Saturday, May 2, 2009

Will Quantitative Easing Work

The critical questions for monetary conditions going forward are whether/when quantitative easing (QE) will succeed in boosting the economy and when and how it will be withdrawn. Nobody knows where Agency and Treasury yields would be without QE but I think the Fed is content that Agency spreads over Treasuries have come back to about 55bps compared with 90bps and higher in January while 10 year Treasury yields have held near 3% despite very heavy issuance.

In theory QE works by pulling down long term yields and then lowering risk spreads as investors go out on the maturity and risk spectrum. This, in time, should lead to more borrowing, lending and spending. A rise in stock prices is also to be expected and, hopefully, the rally we are seeing is part of the process. However, the time lags for QE are probably the same as for monetary policy generally, long and variable. Much also depends on confidence.

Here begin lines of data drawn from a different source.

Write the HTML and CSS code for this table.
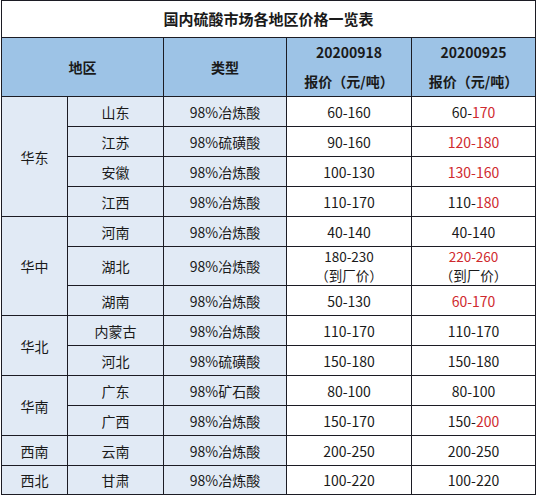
FILE: index.html
```html
<!DOCTYPE html>
<html lang="zh-CN">
<head>
<meta charset="utf-8">
<title>国内硫酸市场各地区价格一览表</title>
<link rel="stylesheet" href="styles.css">
</head>
<body>
<div class="wrap">
<table class="price">
  <colgroup>
    <col class="c1"><col class="c2"><col class="c3"><col class="c4"><col class="c5">
  </colgroup>
  <tr class="title-row"><td colspan="5" class="title">国内硫酸市场各地区价格一览表</td></tr>
  <tr class="head-row">
    <th colspan="2">地区</th>
    <th>类型</th>
    <th>20200918<br>报价（元/吨）</th>
    <th>20200925<br>报价（元/吨）</th>
  </tr>
  <tr><td rowspan="4" class="blue">华东</td><td class="blue">山东</td><td class="blue">98%冶炼酸</td><td>60-160</td><td>60-<span class="red">170</span></td></tr>
  <tr><td class="blue">江苏</td><td class="blue">98%硫磺酸</td><td>90-160</td><td class="red">120-180</td></tr>
  <tr><td class="blue">安徽</td><td class="blue">98%冶炼酸</td><td>100-130</td><td class="red">130-160</td></tr>
  <tr><td class="blue">江西</td><td class="blue">98%冶炼酸</td><td>110-170</td><td>110-<span class="red">180</span></td></tr>
  <tr><td rowspan="3" class="blue">华中</td><td class="blue">河南</td><td class="blue">98%冶炼酸</td><td>40-140</td><td>40-140</td></tr>
  <tr class="tall"><td class="blue">湖北</td><td class="blue">98%冶炼酸</td><td class="two">180-230<br>（到厂价）</td><td class="two"><span class="red">220-260</span><br>（到厂价）</td></tr>
  <tr><td class="blue">湖南</td><td class="blue">98%冶炼酸</td><td>50-130</td><td class="red">60-170</td></tr>
  <tr><td rowspan="2" class="blue">华北</td><td class="blue">内蒙古</td><td class="blue">98%冶炼酸</td><td>110-170</td><td>110-170</td></tr>
  <tr><td class="blue">河北</td><td class="blue">98%硫磺酸</td><td>150-180</td><td>150-180</td></tr>
  <tr><td rowspan="2" class="blue">华南</td><td class="blue">广东</td><td class="blue">98%矿石酸</td><td>80-100</td><td>80-100</td></tr>
  <tr><td class="blue">广西</td><td class="blue">98%冶炼酸</td><td>150-170</td><td>150-<span class="red">200</span></td></tr>
  <tr><td class="blue">西南</td><td class="blue">云南</td><td class="blue">98%冶炼酸</td><td>200-250</td><td>200-250</td></tr>
  <tr class="last"><td class="blue">西北</td><td class="blue">甘肃</td><td class="blue">98%冶炼酸</td><td>100-220</td><td>100-220</td></tr>
</table>
</div>
</body>
</html>
```
FILE: styles.css
```css
html, body {
  margin: 0;
  padding: 0;
  background: #ffffff;
}
.wrap {
  padding: 0 0 0 1px;
}
.price {
  border-collapse: collapse;
  table-layout: fixed;
  width: 534px;
  font-family: "Noto Sans CJK SC", "Noto Sans", sans-serif;
  font-size: 14px;
  color: #1a1a1a;
}
.c1 { width: 66px; }
.c2 { width: 96px; }
.c3 { width: 123px; }
.c4 { width: 125px; }
.c5 { width: 124px; }
.price td, .price th {
  border: 1px solid #1c1c24;
  text-align: center;
  vertical-align: middle;
  padding: 0;
  height: 29px;
  line-height: 18px;
  background: #ffffff;
}
.price .title {
  height: 36px;
  font-weight: bold;
  font-size: 15px;
}
.price th {
  height: 58px;
  background: #9dc3e6;
  font-weight: bold;
  line-height: 29px;
}
.price td.blue {
  background: #e1eaf5;
}
.price .tall td {
  height: 38px;
}
.price td.two {
  line-height: 19px;
  font-size: 13.5px;
}
.price .last td {
  height: 28px;
}
.red {
  color: #cf2a2e;
}
```
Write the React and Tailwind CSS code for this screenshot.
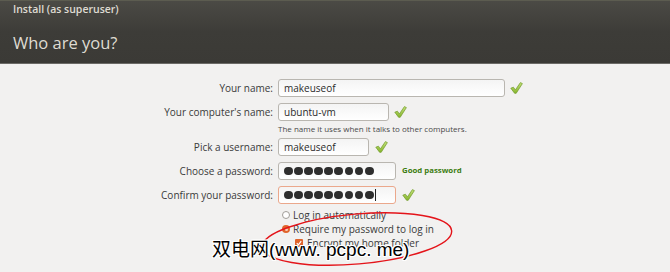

Assuming the economy is expanding again in 2010 how quickly will the Fed move to reverse course? I expect that the Fed will move slowly because of the danger of a sudden lurch higher in long-term yields. To reduce the danger of such a rise, the Fed will probably want to withdraw much or all of the QE purchases made this year before it starts raising the Funds rate. The Fed might even give guidance that it will be in no hurry to raise the Funds rate. This would help to anchor short rates at low levels for longer and if inflation is between 0-1% as we expect, there will be little risk in doing this.

A further way to reduce the tendency for long yields to rise sharply would be for the Fed to hold on to some of the long term bonds and instead sell shorter debt into the markets. I do not expect a rise in the Funds rate until 2011.